Mr Couling previously said thousands of people would get a “tap on the shoulder” this year, after security checks were relaxed during the worst phase of the pandemic.
It is thought the drastic measures are being applied as a last resort to only a tiny minority of those cases that are being re-checked for fraud.
One Whitehall source indicated fraudulent activity had been found on up to half of the cases subjected to the most stringent checks.
But Benjamin Morgan of the PILC warned the demands showed a “dystopian culture of suspicion”.
He told the Independent: “It is hard enough for many claimants to submit universal credit claims online in the first place due to digital literacy issues and other vulnerabilities – let alone fulfil such exacting and, frankly, invasive conditions.”
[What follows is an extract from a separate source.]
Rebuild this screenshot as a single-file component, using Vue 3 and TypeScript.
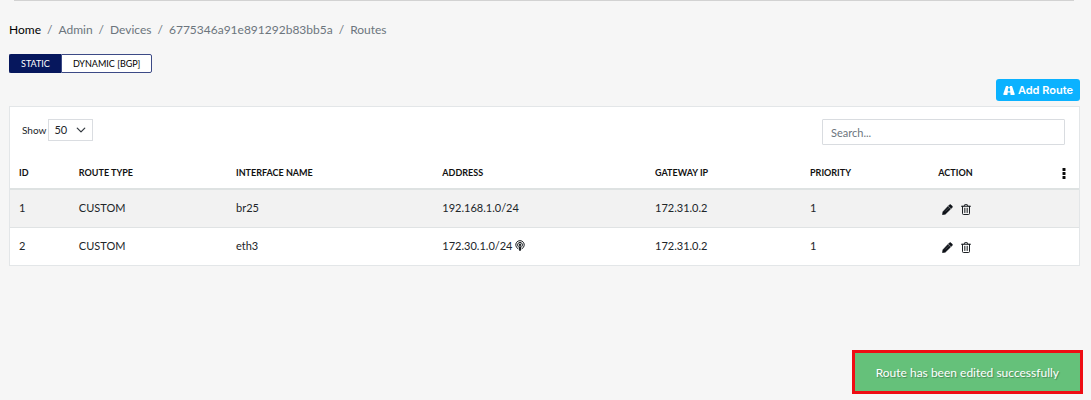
<script setup lang="ts">
import { ref } from 'vue'

interface Route {
  id: number
  type: string
  iface: string
  address: string
  advertised: boolean
  gateway: string
  priority: number
}

const crumbs = ['Admin', 'Devices', '6775346a91e891292b83bb5a', 'Routes']
const pageSize = ref('50')
const search = ref('')
const tab = ref<'static' | 'dynamic'>('static')
const routes: Route[] = [
  { id: 1, type: 'CUSTOM', iface: 'br25', address: '192.168.1.0/24', advertised: false, gateway: '172.31.0.2', priority: 1 },
  { id: 2, type: 'CUSTOM', iface: 'eth3', address: '172.30.1.0/24', advertised: true, gateway: '172.31.0.2', priority: 1 },
]
</script>

<template>
  <div class="page">
    <hr class="rule" />
    <nav class="crumbs" aria-label="Breadcrumb">
      <a href="#" class="home">Home</a>
      <template v-for="c in crumbs" :key="c">
        <span class="sep">/</span><a href="#">{{ c }}</a>
      </template>
    </nav>

    <div class="tabs">
      <button type="button" :class="{ active: tab === 'static' }" @click="tab = 'static'">STATIC</button>
      <button type="button" :class="{ active: tab === 'dynamic' }" @click="tab = 'dynamic'">DYNAMIC [BGP]</button>
    </div>

    <div class="actions">
      <button type="button" class="add">
        <svg viewBox="0 0 576 448" width="12" height="9" aria-hidden="true">
          <path fill="currentColor" d="M152 0h96l-6 64h92L328 0h96q14 0 20 16l128 384q8 48-36 48H366l-12-128H222l-12 128H40Q-4 448 4 400L132 16Q138 0 152 0zM237 118l-10 144h122l-10-144z" />
        </svg>
        <span>Add Route</span>
      </button>
    </div>

    <section class="card">
      <div class="toolbar">
        <label class="show">
          <span>Show</span>
          <span class="select">
            <select v-model="pageSize">
              <option>10</option>
              <option>25</option>
              <option>50</option>
            </select>
            <svg viewBox="0 0 16 16" width="10" height="10" aria-hidden="true">
              <path d="M2 5l6 6 6-6" fill="none" stroke="#343a40" stroke-width="2" stroke-linecap="round" stroke-linejoin="round" />
            </svg>
          </span>
        </label>
        <input v-model="search" class="search" type="text" placeholder="Search..." aria-label="Search" />
      </div>

      <table>
        <colgroup>
          <col class="c-id" /><col class="c-type" /><col class="c-iface" /><col class="c-addr" />
          <col class="c-gw" /><col class="c-prio" /><col class="c-act" /><col class="c-menu" />
        </colgroup>
        <thead>
          <tr>
            <th>ID</th>
            <th>ROUTE TYPE</th>
            <th>INTERFACE NAME</th>
            <th>ADDRESS</th>
            <th>GATEWAY IP</th>
            <th>PRIORITY</th>
            <th>ACTION</th>
            <th class="menu">
              <button type="button" class="icon" aria-label="Columns">
                <svg viewBox="0 0 4 11" width="4" height="11" aria-hidden="true">
                  <g fill="#0b0b0b">
                    <rect x="0.5" width="3" height="3" rx="0.6" />
                    <rect x="0.5" y="4" width="3" height="3" rx="0.6" />
                    <rect x="0.5" y="8" width="3" height="3" rx="0.6" />
                  </g>
                </svg>
              </button>
            </th>
          </tr>
        </thead>
        <tbody>
          <tr v-for="r in routes" :key="r.id">
            <td>{{ r.id }}</td>
            <td>{{ r.type }}</td>
            <td>{{ r.iface }}</td>
            <td>
              <span class="addr">
                {{ r.address }}
                <svg v-if="r.advertised" viewBox="0 0 20 22" width="10" height="11" role="img" aria-label="Advertised">
                  <g fill="none" stroke="#1b1f23" stroke-width="2" stroke-linecap="round">
                    <path d="M6 17.5a8.6 8.6 0 1 1 8 0" />
                    <path d="M6.2 13a5 5 0 1 1 7.6 0" />
                  </g>
                  <circle cx="10" cy="9.5" r="2.5" fill="#1b1f23" />
                  <path d="M7.3 14q0-1.6 2.7-1.6t2.7 1.6l-.9 6.4q-.3 1.4-1.8 1.4t-1.8-1.4z" fill="#1b1f23" />
                </svg>
              </span>
            </td>
            <td>{{ r.gateway }}</td>
            <td>{{ r.priority }}</td>
            <td colspan="2">
              <span class="tools">
                <button type="button" class="icon" aria-label="Edit route">
                  <svg viewBox="0 0 22 22" width="11" height="11" aria-hidden="true">
                    <path d="M14.8 1.8q1.6-1.6 3.2 0l2.2 2.2q1.6 1.6 0 3.2l-2 2-5.4-5.4zM11.8 4.8l5.4 5.4L6.6 20.4.8 21.4l1-5.8z" fill="#0d1117" stroke="#0d1117" stroke-width="1" />
                    <path d="M6.5 15l7-7" stroke="#9a9a9a" stroke-width="0.8" fill="none" />
                  </svg>
                </button>
                <button type="button" class="icon" aria-label="Delete route">
                  <svg viewBox="0 0 20 22" width="10" height="11" aria-hidden="true">
                    <g fill="none" stroke="#1b1f23" stroke-width="2" stroke-linecap="round" stroke-linejoin="round">
                      <path d="M1 4.5h18M6 4.5l1.4-3.1h5.2L14 4.5M3 4.5v14.6q0 1.9 1.9 1.9h10.2q1.9 0 1.9-1.9V4.5" />
                      <path d="M7 8.5v8.5M10 8.5v8.5M13 8.5v8.5" stroke-width="1.4" />
                    </g>
                  </svg>
                </button>
              </span>
            </td>
          </tr>
        </tbody>
      </table>
    </section>

    <div class="toast" role="status">Route has been edited successfully</div>
  </div>
</template>

<style>
body {
  margin: 0;
  background: #f6f6f6;
}
</style>

<style scoped>
.page {
  padding: 0 11px 0 9px;
  font-family: Lato, "Liberation Sans", sans-serif;
  font-size: 11px;
  line-height: 16px;
  color: #212529;
}
button,
input,
select {
  font: inherit;
  color: inherit;
  box-sizing: border-box;
}
button {
  cursor: pointer;
}
.rule {
  height: 1px;
  margin: 0 6px 0 5px;
  border: 0;
  background: #d2d2d2;
}
.crumbs {
  display: flex;
  gap: 6px;
  padding: 21px 0 0;
  font-size: 12px;
  color: #6c757d;
}
.crumbs a {
  color: inherit;
  text-decoration: none;
}
.crumbs .home {
  color: #000;
}
.tabs {
  display: flex;
  margin-top: 16px;
}
.tabs button {
  height: 19px;
  padding: 0 11px;
  border: 1px solid #3c4a86;
  border-radius: 0 2px 2px 0;
  background: #fff;
  font-size: 9px;
  line-height: 16px;
  color: #000;
}
.tabs button:first-child {
  border-radius: 2px 0 0 2px;
  border-right: 0;
}
.tabs button.active {
  background: #06175d;
  border-color: #06175d;
  color: #fff;
}
.actions {
  display: flex;
  justify-content: flex-end;
  margin-top: 6px;
}
.add {
  display: flex;
  align-items: center;
  gap: 3px;
  height: 22px;
  padding: 0 7px;
  border: 0;
  border-radius: 3px;
  background: #0bb2ff;
  color: #fff;
  font-family: Inter, sans-serif;
  font-size: 11px;
  font-weight: 600;
}
.card {
  margin-top: 5px;
  border: 1px solid #e3e6e8;
  background: #fff;
}
.toolbar {
  display: flex;
  align-items: flex-start;
  justify-content: space-between;
  padding: 12px 14px 12px 12px;
}
.show {
  display: flex;
  align-items: center;
  gap: 2px;
  font-size: 10px;
}
.select {
  display: grid;
  align-items: center;
}
.select select,
.select svg {
  grid-area: 1 / 1;
}
.select svg {
  justify-self: end;
  margin-right: 7px;
  pointer-events: none;
}
.select select {
  appearance: none;
  width: 45px;
  height: 22px;
  padding: 0 5px;
  border: 1px solid #dadde1;
  border-radius: 0;
  background: #fff;
  font-size: 11px;
}
.search {
  width: 243px;
  height: 26px;
  padding: 0 8px;
  border: 1px solid #d9dce0;
  border-radius: 1px;
  background: #fff;
}
.search::placeholder {
  color: #6c757d;
  opacity: 1;
}
table {
  width: 100%;
  table-layout: fixed;
  border-collapse: separate;
  border-spacing: 0;
}
.c-id { width: 5.6%; }
.c-type { width: 14.7%; }
.c-iface { width: 19.3%; }
.c-addr { width: 19.9%; }
.c-gw { width: 14.5%; }
.c-prio { width: 12%; }
.c-act { width: 10%; }
.c-menu { width: 4%; }
th,
td {
  height: 37px;
  padding: 0 9px 2px;
  box-sizing: border-box;
  text-align: left;
  white-space: nowrap;
}
th {
  height: 33px;
  padding-bottom: 0;
  border-bottom: 2px solid #dee2e2;
  font-size: 9px;
  font-weight: 700;
  color: #111;
}
td + td,
th + th {
  padding-right: 0;
}
tbody tr:first-child td {
  background: #f2f2f2;
}
tbody tr + tr td {
  height: 38px;
  border-top: 1px solid #e0e3e4;
}
th.menu {
  padding-right: 13px;
  text-align: right;
}
.icon {
  display: inline-flex;
  padding: 0;
  border: 0;
  background: none;
}
th .icon {
  vertical-align: middle;
}
.addr {
  display: inline-flex;
  align-items: center;
  gap: 2px;
}
.tools {
  display: flex;
  align-items: center;
  gap: 8px;
  padding: 3px 0 0 4px;
}
.toast {
  position: fixed;
  right: 8px;
  bottom: 6px;
  padding: 12px 21px 10px;
  border: 3px solid #ee0d14;
  background: #65c17a;
  color: #fff;
  font-size: 12px;
  text-shadow: 1px 1px 1px rgba(0, 0, 0, 0.3);
}
</style>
Another claimant told the website: “It was a stressful experience, and I’m tech savvy… These are the sort of people who will probably find themselves in financial hardship in a few months’ time. It seems like [the DWP] is making it up as it goes along.”
Mr Couling confirmed the requests were genuine during an exchange on Twitter.
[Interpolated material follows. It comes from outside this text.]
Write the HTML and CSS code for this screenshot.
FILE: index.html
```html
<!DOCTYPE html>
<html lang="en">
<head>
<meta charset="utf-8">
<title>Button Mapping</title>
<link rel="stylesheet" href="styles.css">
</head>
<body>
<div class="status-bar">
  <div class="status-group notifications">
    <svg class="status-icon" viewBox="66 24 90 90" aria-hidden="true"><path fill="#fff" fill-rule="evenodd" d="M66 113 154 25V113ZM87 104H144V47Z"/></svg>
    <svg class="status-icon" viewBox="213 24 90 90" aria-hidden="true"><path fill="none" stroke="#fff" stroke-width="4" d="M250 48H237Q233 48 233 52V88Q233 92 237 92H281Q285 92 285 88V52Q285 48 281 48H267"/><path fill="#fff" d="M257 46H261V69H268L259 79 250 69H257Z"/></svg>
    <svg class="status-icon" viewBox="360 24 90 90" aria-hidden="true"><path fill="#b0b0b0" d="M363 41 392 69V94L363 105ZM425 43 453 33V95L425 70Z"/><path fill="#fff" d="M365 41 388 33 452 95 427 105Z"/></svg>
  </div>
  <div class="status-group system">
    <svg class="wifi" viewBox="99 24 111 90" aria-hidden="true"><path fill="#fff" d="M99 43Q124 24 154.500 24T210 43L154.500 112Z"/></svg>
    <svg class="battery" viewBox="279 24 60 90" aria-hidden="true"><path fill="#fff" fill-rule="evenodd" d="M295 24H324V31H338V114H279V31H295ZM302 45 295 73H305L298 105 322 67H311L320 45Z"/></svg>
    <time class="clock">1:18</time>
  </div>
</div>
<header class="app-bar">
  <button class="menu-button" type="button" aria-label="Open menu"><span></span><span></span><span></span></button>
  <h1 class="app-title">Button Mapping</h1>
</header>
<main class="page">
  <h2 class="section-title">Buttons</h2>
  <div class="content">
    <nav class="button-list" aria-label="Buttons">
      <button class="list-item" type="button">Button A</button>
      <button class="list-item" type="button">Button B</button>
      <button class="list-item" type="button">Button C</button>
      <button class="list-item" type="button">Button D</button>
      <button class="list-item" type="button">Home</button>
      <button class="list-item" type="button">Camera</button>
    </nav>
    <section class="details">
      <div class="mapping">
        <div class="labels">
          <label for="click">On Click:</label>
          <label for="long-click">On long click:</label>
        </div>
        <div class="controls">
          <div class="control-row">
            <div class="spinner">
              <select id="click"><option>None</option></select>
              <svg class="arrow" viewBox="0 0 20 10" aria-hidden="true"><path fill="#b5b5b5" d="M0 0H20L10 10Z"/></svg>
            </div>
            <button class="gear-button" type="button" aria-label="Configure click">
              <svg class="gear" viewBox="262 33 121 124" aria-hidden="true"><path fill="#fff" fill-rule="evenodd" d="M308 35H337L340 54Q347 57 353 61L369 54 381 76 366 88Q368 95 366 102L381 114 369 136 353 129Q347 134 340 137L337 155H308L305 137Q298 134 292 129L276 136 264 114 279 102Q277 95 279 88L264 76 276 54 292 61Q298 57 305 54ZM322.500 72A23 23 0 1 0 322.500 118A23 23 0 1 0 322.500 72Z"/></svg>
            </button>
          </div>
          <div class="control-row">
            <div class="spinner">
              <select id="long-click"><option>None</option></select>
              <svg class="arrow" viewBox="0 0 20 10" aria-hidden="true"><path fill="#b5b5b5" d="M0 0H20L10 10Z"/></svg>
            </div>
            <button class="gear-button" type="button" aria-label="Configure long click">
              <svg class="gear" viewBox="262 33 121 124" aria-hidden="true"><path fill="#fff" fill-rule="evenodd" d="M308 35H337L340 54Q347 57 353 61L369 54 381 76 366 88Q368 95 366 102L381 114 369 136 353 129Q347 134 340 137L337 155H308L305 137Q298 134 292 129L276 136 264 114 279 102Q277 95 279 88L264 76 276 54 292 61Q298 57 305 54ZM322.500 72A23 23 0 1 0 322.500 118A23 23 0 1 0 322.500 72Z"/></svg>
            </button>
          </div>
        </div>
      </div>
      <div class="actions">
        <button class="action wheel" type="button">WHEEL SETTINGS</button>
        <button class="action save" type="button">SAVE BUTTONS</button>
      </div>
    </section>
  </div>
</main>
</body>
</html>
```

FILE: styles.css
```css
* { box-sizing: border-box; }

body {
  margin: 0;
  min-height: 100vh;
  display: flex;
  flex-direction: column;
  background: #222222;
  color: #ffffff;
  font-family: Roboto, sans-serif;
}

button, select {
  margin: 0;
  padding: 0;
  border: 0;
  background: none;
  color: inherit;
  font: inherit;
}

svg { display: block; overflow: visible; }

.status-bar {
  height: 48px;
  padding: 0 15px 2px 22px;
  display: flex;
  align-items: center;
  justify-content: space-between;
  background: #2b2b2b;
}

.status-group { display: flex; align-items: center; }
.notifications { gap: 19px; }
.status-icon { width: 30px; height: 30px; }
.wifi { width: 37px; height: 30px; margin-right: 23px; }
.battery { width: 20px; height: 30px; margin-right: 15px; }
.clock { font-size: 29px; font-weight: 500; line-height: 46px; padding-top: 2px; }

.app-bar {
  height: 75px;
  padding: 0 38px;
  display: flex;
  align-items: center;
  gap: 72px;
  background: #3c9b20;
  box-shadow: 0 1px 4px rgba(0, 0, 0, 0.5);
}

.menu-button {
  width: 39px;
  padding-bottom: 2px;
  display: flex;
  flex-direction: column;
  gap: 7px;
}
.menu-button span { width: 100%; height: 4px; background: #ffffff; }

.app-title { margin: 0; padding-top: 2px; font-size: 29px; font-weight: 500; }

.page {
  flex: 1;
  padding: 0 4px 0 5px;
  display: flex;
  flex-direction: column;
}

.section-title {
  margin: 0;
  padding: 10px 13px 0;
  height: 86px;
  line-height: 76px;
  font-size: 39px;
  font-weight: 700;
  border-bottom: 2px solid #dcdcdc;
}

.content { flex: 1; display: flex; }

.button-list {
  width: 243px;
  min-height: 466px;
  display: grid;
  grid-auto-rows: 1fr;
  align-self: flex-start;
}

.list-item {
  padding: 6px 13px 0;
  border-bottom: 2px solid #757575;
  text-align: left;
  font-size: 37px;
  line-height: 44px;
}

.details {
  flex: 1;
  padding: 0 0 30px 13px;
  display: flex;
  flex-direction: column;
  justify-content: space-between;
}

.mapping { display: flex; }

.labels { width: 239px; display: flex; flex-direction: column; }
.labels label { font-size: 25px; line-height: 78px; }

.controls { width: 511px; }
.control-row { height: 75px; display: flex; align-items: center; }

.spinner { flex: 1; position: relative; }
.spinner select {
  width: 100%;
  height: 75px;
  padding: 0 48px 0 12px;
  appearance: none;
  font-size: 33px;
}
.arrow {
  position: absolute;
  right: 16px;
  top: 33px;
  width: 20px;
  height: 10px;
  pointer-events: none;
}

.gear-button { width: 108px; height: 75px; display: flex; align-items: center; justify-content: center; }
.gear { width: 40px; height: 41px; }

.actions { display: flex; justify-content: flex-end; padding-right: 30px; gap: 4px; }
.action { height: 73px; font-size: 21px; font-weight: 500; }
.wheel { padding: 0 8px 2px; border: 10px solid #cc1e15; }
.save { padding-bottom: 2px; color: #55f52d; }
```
He said: “Initially we used a ‘trust and protect’ approach.
“We knew some would abuse that, I’ve been very open about that, but it was for the greater good. But we always said we would go back and check. And this is part of that, given restrictions mean we can’t yet use our Jobcentres to the full.”
A spokesperson for the Department for Work and Pensions (DWP) said: “At the start of the pandemic we suspended face-to-face verification of new claims as part of our Trust and Protect scheme to ensure all legitimate claimants got paid.
“We always said we would go back and verify claims, in order to protect the public purse, as some people sadly chose to abuse the temporary arrangements.
“We are now checking cases and have implemented this approach temporarily in a small number of cases where a claimant has been unable to interact with us remotely, ahead of the return of in-person verification at Jobcentres.”